Premise: A farm should only be allowed to apply a finite amount of nitrogen per year, based on crop uptake and all nutrient sources. I am proposing a hard cap, not based on yield, but on a reasonable number like maybe 200 lbs/acre, maybe more stringent in areas where there are documented issues with nitrates in the groundwater.
If a farm chooses to or is forced to apply its manure or commercial fertilizer in a manner where it is more prone to being lost from volatilization, leaching, or de-nitrification from saturated soils before it is taken up by the crop being grown, it does not have the option of applying more nitrogen. The farm will have to take the yield hit from not having enough nitrogen available to grow the crop.
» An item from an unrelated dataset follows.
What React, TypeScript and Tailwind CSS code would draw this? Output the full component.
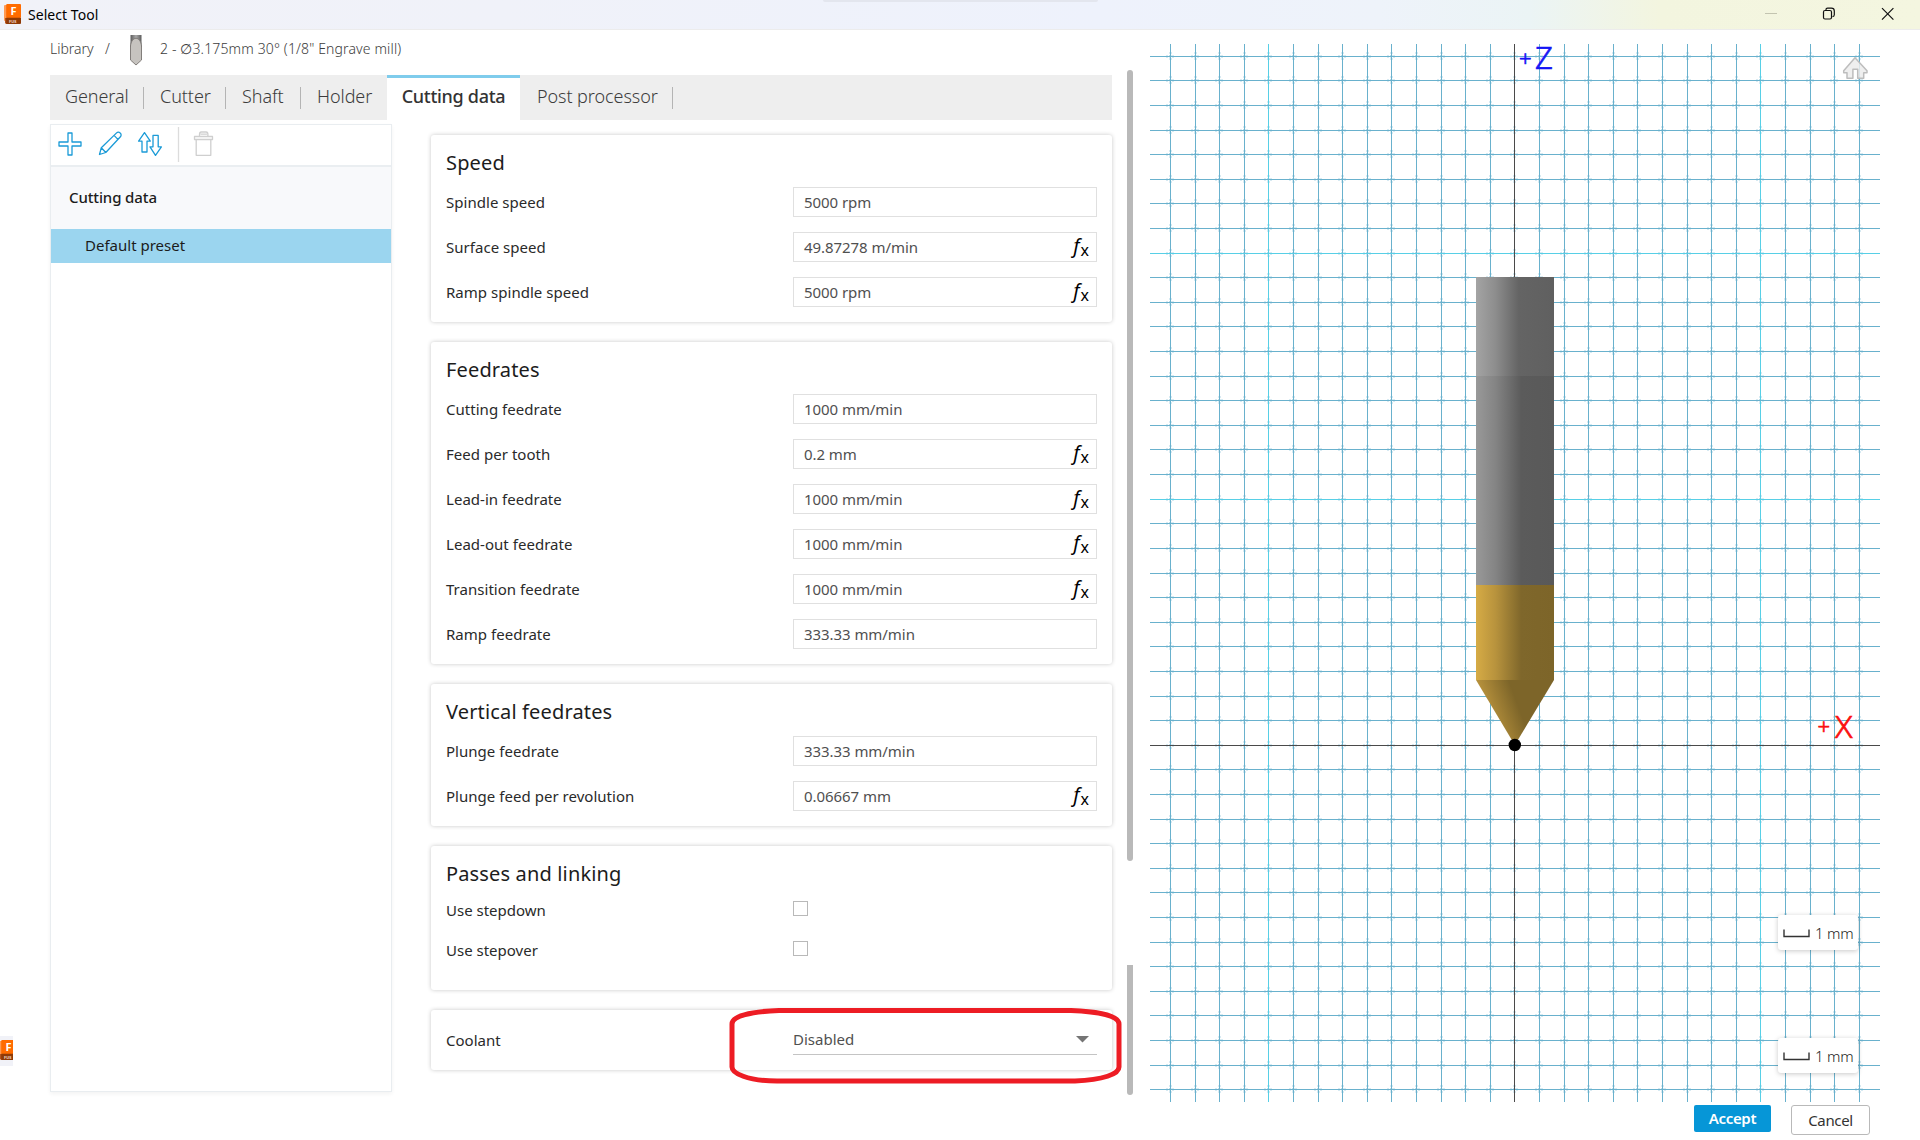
import React from 'react';

type Field = { label: string; value: string; fx?: boolean };

const speed: Field[] = [
  { label: 'Spindle speed', value: '5000 rpm' },
  { label: 'Surface speed', value: '49.87278 m/min', fx: true },
  { label: 'Ramp spindle speed', value: '5000 rpm', fx: true },
];

const feedrates: Field[] = [
  { label: 'Cutting feedrate', value: '1000 mm/min' },
  { label: 'Feed per tooth', value: '0.2 mm', fx: true },
  { label: 'Lead-in feedrate', value: '1000 mm/min', fx: true },
  { label: 'Lead-out feedrate', value: '1000 mm/min', fx: true },
  { label: 'Transition feedrate', value: '1000 mm/min', fx: true },
  { label: 'Ramp feedrate', value: '333.33 mm/min' },
];

const vertical: Field[] = [
  { label: 'Plunge feedrate', value: '333.33 mm/min' },
  { label: 'Plunge feed per revolution', value: '0.06667 mm', fx: true },
];

function Logo() {
  return (
    <svg width="18" height="20" viewBox="0 0 18 20" className="shrink-0">
      <rect x="0" y="1" width="6" height="16" rx="1" fill="#ff9a52" />
      <path d="M1 14h4v6H2l-1-1z" fill="#b5521a" />
      <rect x="2.2" y="0" width="14.8" height="14" rx="1" fill="#ff6b00" />
      <path d="M2.2 13.8H17V19a1 1 0 0 1-1 1H3.2a1 1 0 0 1-1-1z" fill="#8f3a06" />
      <text x="6.4" y="11.2" fontSize="11" fontWeight="700" fill="#fff" fontFamily="Noto Sans">F</text>
      <text x="5" y="18.6" fontSize="4" fontWeight="700" fill="#f0d8c8" fontFamily="Noto Sans">FUS</text>
    </svg>
  );
}

function TitleBar() {
  return (
    <header className="relative flex h-[30px] shrink-0 items-center bg-[linear-gradient(90deg,#f1f2f8_0px,#f0f2f9_500px,#eef2fc_1100px,#eef3fa_1380px,#ebf4f5_1530px,#f3f5df_1660px,#f4f6e0_1920px)] pl-1 shadow-[inset_0_-1px_0_#ececec]">
      <div className="-mt-[2px] flex">
        <Logo />
      </div>
      <span className="ml-[6px] text-sm tracking-[0.05px] text-black">Select Tool</span>
      <div className="absolute left-[823px] top-0 h-[2px] w-[275px] rounded-b bg-[#e3e6ee]" />
      <div className="-mt-[2px] ml-auto flex items-center pr-[26px]">
        <svg width="130" height="14" viewBox="0 0 130 14" fill="none">
          <path d="M1 6.5h12" stroke="#c3c4b0" />
          <rect x="59.5" y="3.5" width="8" height="8.5" rx="1.5" stroke="#111" strokeWidth="1.2" />
          <path d="M62 3.2V2.8C62 1.6 62.6 1.2 63.6 1.2h3.8c1.8 0 2.9 1 2.9 2.8v3.8c0 1-.6 1.8-1.8 1.8" stroke="#111" strokeWidth="1.2" />
          <path d="M118 1.2l11.4 11.4M129.4 1.2L118 12.6" stroke="#111" strokeWidth="1.2" />
        </svg>
      </div>
    </header>
  );
}

function Breadcrumb() {
  return (
    <div className="flex h-[45px] items-start text-sm font-light text-[#3c3c3c]">
      <span className="mt-[9px] w-[55px]">Library</span>
      <span className="mt-[9px] w-[24px]">/</span>
      <svg width="14" height="31" viewBox="0 0 14 31" className="mr-[17px] mt-[5px]">
        <defs>
          <linearGradient id="shank" x1="0" x2="1" y1="0" y2="0">
            <stop offset="0" stopColor="#5c5c5c" />
            <stop offset="0.5" stopColor="#a8a8a8" />
            <stop offset="1" stopColor="#5c5c5c" />
          </linearGradient>
        </defs>
        <path d="M1.5 0h11v12h-11z" fill="url(#shank)" />
        <path d="M1.5 25V11C2 6 4.500 3.300 7 3.300S12 6 12.500 11v14L7 30z" fill="#c6c3bf" stroke="#77736f" strokeWidth="0.9" />
      </svg>
      <span className="mt-[9px] tracking-[0.14px]">2 - ∅3.175mm 30° (1/8" Engrave mill)</span>
    </div>
  );
}

const tabStyles = 'flex h-full items-center pb-[3px] text-lg font-light tracking-[-0.07px] text-[#3c3c3c]';

function TabDivider() {
  return <span className="h-[22px] w-px shrink-0 bg-[#b4b4b4]" />;
}

function Tabs() {
  return (
    <nav className="flex h-[45px] items-center whitespace-nowrap bg-[#eeeeee]">
      <span className={`${tabStyles} w-[93px] pl-[15px]`}>General</span>
      <TabDivider />
      <span className={`${tabStyles} w-[81px] pl-4`}>Cutter</span>
      <TabDivider />
      <span className={`${tabStyles} w-[74px] pl-4`}>Shaft</span>
      <TabDivider />
      <span className={`${tabStyles} w-[86px] pl-4`}>Holder</span>
      <span className="flex h-full w-[133px] items-center justify-center border-t-[3px] border-[#7fccec] bg-white pb-[6px] text-lg font-medium tracking-[-0.3px] text-[#333]">
        Cutting data
      </span>
      <span className={`${tabStyles} w-[152px] pl-[17px]`}>Post processor</span>
      <TabDivider />
    </nav>
  );
}

function Toolbar() {
  return (
    <div className="flex h-[42px] items-center border-b-2 border-[#eaeef1] pl-[6px]">
      <svg width="168" height="36" viewBox="57 128 168 36" fill="none" stroke="#1b9bd7" strokeWidth="1.3" strokeLinejoin="round">
        <path d="M68 134h4v9h9v4h-9v9h-4v-9h-9v-4h9z" />
        <path d="M99.500 155.500l1.800-6.800L116.600 133.900a2.400 2.400 0 0 1 3.400 0l.4.4a2.400 2.400 0 0 1 0 3.400L105.800 153.500zM101.300 148.700l4.500 4.800M114 136.400l4.200 4.200" />
        <path d="M144.500 133.600l5.800 8.600h-3.300v10.800h-5v-10.800h-3.400z" />
        <path d="M153 136.400h5.200v11.400h3.200l-5.900 8.600-5.500-8.600h3z" />
        <path d="M178.500 128v35" stroke="#dcdcdc" />
        <g stroke="#cfcfcf" strokeWidth="1.3">
          <path d="M194.500 137.500h18v3h-18zM196.200 140.700v15.600h14.600v-15.600M199.500 137v-1.600c0-1.200.5-2.400 1.800-2.400h4.800c1.200 0 1.800 1.200 1.800 2.400v1.600M200.500 135.200h6.400" />
        </g>
      </svg>
    </div>
  );
}

function PresetPanel() {
  return (
    <aside className="mt-1 flex h-[968px] w-[342px] flex-col border border-[#e9edf0] bg-white shadow-[0_2px_4px_rgba(0,0,0,0.05)]">
      <Toolbar />
      <div className="flex h-[62px] items-center bg-[#f8f9fb] pb-[2px] pl-[18px] text-[15px] font-medium tracking-[-0.12px] text-[#1c1c1c]">
        Cutting data
      </div>
      <div className="flex h-[34px] items-center bg-[#9bd5ef] pb-[2px] pl-[34px] text-[15px] text-[#1c1c1c]">Default preset</div>
    </aside>
  );
}

const cardStyles = 'rounded-[3px] bg-white shadow-[0_0_4px_rgba(0,0,0,0.22)]';

function CardTitle({ children }: { children: React.ReactNode }) {
  return <h2 className="h-[52px] pt-[13px] text-xl leading-[30px] tracking-[0.15px] text-[#1c1c1c]">{children}</h2>;
}

function FieldCard({ title, fields }: { title: string; fields: Field[] }) {
  return (
    <section className={`${cardStyles} px-[15px] pb-[15px]`}>
      <CardTitle>{title}</CardTitle>
      <div className="flex flex-col gap-[15px]">
        {fields.map((f) => (
          <div key={f.label} className="flex h-[30px] items-center justify-between text-[15px]">
            <span className="tracking-[0.03px] text-[#2a2a2a]">{f.label}</span>
            <div className="flex h-full w-[304px] items-center justify-between border border-[#e0e0e0] pl-[10px] pr-[7px] tracking-[-0.06px] text-[#505050]">
              <span>{f.value}</span>
              {f.fx && (
                <span className="relative -top-px flex items-baseline leading-none text-black">
                  <span className="text-xl italic leading-none">f</span>
                  <span className="relative top-[3px] ml-px text-base leading-none">x</span>
                </span>
              )}
            </div>
          </div>
        ))}
      </div>
    </section>
  );
}

function CheckRow({ label }: { label: string }) {
  return (
    <div className="flex h-10 text-[15px]">
      <span className="-mt-px w-[347px] text-[#2a2a2a]">{label}</span>
      <span className="mt-px h-[15px] w-[15px] border border-[#b9b9b9] bg-white" />
    </div>
  );
}

function Settings() {
  return (
    <div className="ml-[39px] mt-[15px] flex w-[681px] flex-col gap-5">
      <FieldCard title="Speed" fields={speed} />
      <FieldCard title="Feedrates" fields={feedrates} />
      <FieldCard title="Vertical feedrates" fields={vertical} />
      <section className={`${cardStyles} h-[144px] px-[15px]`}>
        <CardTitle>Passes and linking</CardTitle>
        <div className="pt-[2px]">
          <CheckRow label="Use stepdown" />
          <CheckRow label="Use stepover" />
        </div>
      </section>
      <section className={`${cardStyles} relative flex h-[60px] items-center px-[15px] text-[15px]`}>
        <span className="w-[347px] text-[#2a2a2a]">Coolant</span>
        <div className="flex h-[30px] w-[304px] items-center justify-between border-b border-[#c4c4c4] pr-2 text-[#505050]">
          <span>Disabled</span>
          <svg width="13" height="7" viewBox="0 0 13 7">
            <path d="M0 0h13L6.500 6.500z" fill="#757575" />
          </svg>
        </div>
        <svg className="absolute -top-[3px] left-[298px]" width="393" height="78" viewBox="0 0 393 78" fill="none">
          <path
            d="M50 3.500H342C370 4.500 390 9 390 17V60C390 67 374 73 346 74H48C18 74 3 66 3 60V17C3 9 22 4.500 50 3.500z"
            stroke="#ed1c24"
            strokeWidth="5"
          />
        </svg>
      </section>
    </div>
  );
}

const STEP = 24.61;
const columns = Array.from({ length: 29 }, (_, i) => ({ k: i - 14, x: Math.round(1514.45 + (i - 14) * 24.6) - 1150 }));
const rows = Array.from({ length: 43 }, (_, i) => ({ k: i - 28, y: Math.round(744.78 + (i - 28) * STEP) - 44 }));
const ticks = rows
  .flatMap((r) => columns.map((c) => `M${c.x - 4} ${r.y - 0.5}h9M${c.x - 4} ${r.y + 1.5}h9M${c.x - 0.5} ${r.y - 4}v9M${c.x + 1.5} ${r.y - 4}v9`))
  .join('');

function ScaleChip() {
  return (
    <div className="flex h-[35px] w-20 items-center whitespace-nowrap rounded-[3px] bg-white pl-[5px] pt-[2px] text-[15px] font-light tracking-[-0.2px] text-[#222] shadow-[0_1px_5px_rgba(0,0,0,0.22)]">
      <svg width="27" height="9" viewBox="0 0 27 9" className="mr-[5px] shrink-0" fill="none">
        <path d="M1 0.500v7h25v-7" stroke="#333" strokeWidth="1.400" />
      </svg>
      1 mm
    </div>
  );
}

function Viewport() {
  return (
    <div className="relative h-[1058px] w-[730px]">
      <svg width="730" height="1058" viewBox="0 0 730 1058" className="overflow-visible">
        <defs>
          <linearGradient id="steel" x1="0" x2="1" y1="0" y2="0">
            <stop offset="0" stopColor="#a4a4a4" />
            <stop offset="0.25" stopColor="#8d8d8d" />
            <stop offset="0.55" stopColor="#646464" />
            <stop offset="1" stopColor="#606060" />
          </linearGradient>
          <linearGradient id="steelDark" x1="0" x2="1" y1="0" y2="0">
            <stop offset="0" stopColor="#999999" />
            <stop offset="0.25" stopColor="#848484" />
            <stop offset="0.58" stopColor="#5b5b5b" />
            <stop offset="1" stopColor="#595959" />
          </linearGradient>
          <linearGradient id="brass" x1="0" x2="1" y1="0" y2="0">
            <stop offset="0" stopColor="#d6ab45" />
            <stop offset="0.25" stopColor="#b8933d" />
            <stop offset="0.58" stopColor="#7f672b" />
            <stop offset="1" stopColor="#7d6529" />
          </linearGradient>
          <linearGradient id="cone" gradientUnits="userSpaceOnUse" x1="333" y1="650" x2="360" y2="640">
            <stop offset="0" stopColor="#b48f3b" />
            <stop offset="1" stopColor="#7d6529" />
          </linearGradient>
        </defs>
        <path d={ticks} stroke="#6fb4d0" strokeOpacity="0.28" strokeDasharray="2 1" />
        <g shapeRendering="crispEdges">
          {columns.map(({ k, x }) => (
            <rect key={k} x={x} y="0" width="1" height="1058" fill={Math.abs(k) === 10 ? '#57cfe6' : '#69b1cd'} />
          ))}
          {rows.map(({ k, y }) => (
            <rect key={k} x="0" y={y} width="730" height="1" fill={k === -20 || k === -10 ? '#57cfe6' : '#69b1cd'} />
          ))}
          <rect x="364" y="0" width="1" height="1058" fill="#4a4a4a" />
          <rect x="0" y="701" width="730" height="1" fill="#4a4a4a" />
        </g>
        <rect x="326" y="233" width="78" height="99" fill="url(#steel)" />
        <rect x="326" y="332" width="78" height="209" fill="url(#steelDark)" />
        <rect x="326" y="541" width="78" height="95" fill="url(#brass)" />
        <path d="M326 636H404L364.800 701z" fill="url(#cone)" />
        <circle cx="364.800" cy="701" r="6.200" fill="#000" />
        <g fontFamily="Noto Sans" fontWeight="300">
          <g fill="#1414f5" stroke="#1414f5" strokeWidth="0.7">
            <text x="369" y="22.500" fontSize="22">+</text>
            <text x="385" y="25.300" fontSize="31">Z</text>
          </g>
          <g fill="#fb1010" stroke="#fb1010" strokeWidth="0.7">
            <text x="667.500" y="690.500" fontSize="22">+</text>
            <text x="685" y="693.800" fontSize="32">X</text>
          </g>
        </g>
        <path
          d="M705 13.700L717 26.700v2h-3.300V34.200h-6V25.300h-4.800v8.900H697V28.700h-3.300v-2z"
          fill="#ececec"
          fillOpacity="0.850"
          stroke="#bdbdbd"
          strokeWidth="1.500"
          strokeLinejoin="round"
        />
      </svg>
      <div className="absolute left-[628px] top-[871px] flex flex-col gap-[88px]">
        <ScaleChip />
        <ScaleChip />
      </div>
    </div>
  );
}

export default function App() {
  return (
    <div className="relative flex h-[1140px] w-[1920px] flex-col overflow-hidden bg-white font-['Noto_Sans',sans-serif]">
      <TitleBar />
      <div className="flex flex-1">
        <main className="ml-[50px] w-[1062px]">
          <Breadcrumb />
          <Tabs />
          <div className="flex">
            <PresetPanel />
            <Settings />
          </div>
        </main>
        <div className="ml-[15px] flex w-[6px] flex-col gap-[104px] pt-10">
          <div className="h-[791px] rounded-t-full rounded-b-full bg-[#b9b9b9]" />
          <div className="h-[130px] rounded-b-full bg-[#b9b9b9]" />
        </div>
        <div className="ml-[17px] w-[730px] pt-[14px]">
          <Viewport />
          <div className="flex items-start justify-end gap-5 pr-[10px] pt-[3px] text-[15px]">
            <button className="h-[27px] w-[77px] rounded-[2px] bg-[#0696d7] font-semibold leading-[27px] tracking-[-0.35px] text-white">Accept</button>
            <button className="h-[30px] w-[79px] rounded-[3px] border border-[#b9b9b9] bg-white leading-[28px] tracking-[-0.35px] text-[#333]">Cancel</button>
          </div>
        </div>
      </div>
      <div className="absolute left-0 top-[1036px] flex h-[30px] w-[13px] items-start overflow-hidden bg-[#f1f2f8] pt-1">
        <div className="-ml-px flex">
          <Logo />
        </div>
      </div>
    </div>
  );
}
This will encourage farms to utilize practices to preserve/conserve nitrogen. Fall manure or anhydrous ammonia will be a lot less likely to be applied if a farm cannot add more nitrogen in the spring or in-season to make up for the amount that is lost once it has been applied. The same decisions will also have to be applied to spring liquid manure. If a farm wants to inject 12,000 gallons of liquid manure in the spring to supply 180 units of N to his corn crop, he can. However, if we have a wet spring and/or summer and Adapt N says that x amount of nitrogen was lost, the farm doesn’t get to side-dress more nitrogen, it already used its quota on that land. If volatilization of ammonia from manure into the atmosphere is a concern, the farm doesn’t get the opportunity to discount nitrogen lost in that manner, it still goes into his allocation.
A farmer can take a number of strategies with his manure or commercial fertilizer under these rules. He can reduce his manure applications per acre and plan on side-dressing, thus putting less nitrogen at risk to a loss. He can apply stabilizers on his commercial nitrogen applied pre-plant, or just plan on side-dressing the majority of it. I am not convinced that stabilizers work on manure, but maybe if there is a regulation enforced need for it, some entrepreneur will develop an effective product. There may be more cover crops to help conserve fall or winter applied manure.
A farm could always decide to keep doing what he is currently doing. He will just get less yields in years where he loses his nitrogen due to poor conservation practices because he won’t have the option of applying more. Will this increase the cost of forage and grain crops? Will some dairy farms have to have more acres to dispose of their manure? Probably, but it will likely reduce the amount of nitrogen being applied per acre in a “risky” fashion.
If you want to equate nitrogen to player salaries in sports, I picture a hard-cap like the NFL , instead of a soft cap with a luxury tax like the NBA or MLB. If you spend x amount of dollars on your Nick Foles, aka spring incorporated manure, and he/it doesn’t deliver, you don’t get to spend more on another player/N. If it was like MLB you could just keep spending on players and pay a luxury tax. I don’t think we would want that. Come to think of it, trading carbon credits is also kind of like that.
Without some cap on nitrogen applications, as long as we have “cheap” fertilizer, the only thing Adapt N does for most farms is encourage them to apply more nitrogen in a wet year.
And yes, we would have to make money available for enforcement, probably through some sort of reporting and auditing process. This really pains me to say because I hate red tape.
Thoughts are appreciated.
The criminal justice system is built around serving "justice" . 1 person, one lifer. But, if there's money to be made "justice" evaporates. Troy and Naig... can lie, the farmer can fudge and the public turns a blind eye. We vote people in that serve industry over our neighbors.
None of this would be possible if enough people stood behind you Chris and everyone else trying to speak truth to deaf ears.
What inspires people to rally around Trump. What about water quality issues, cancer rates in Iowa doesn't inspire people to run for office or vote differently.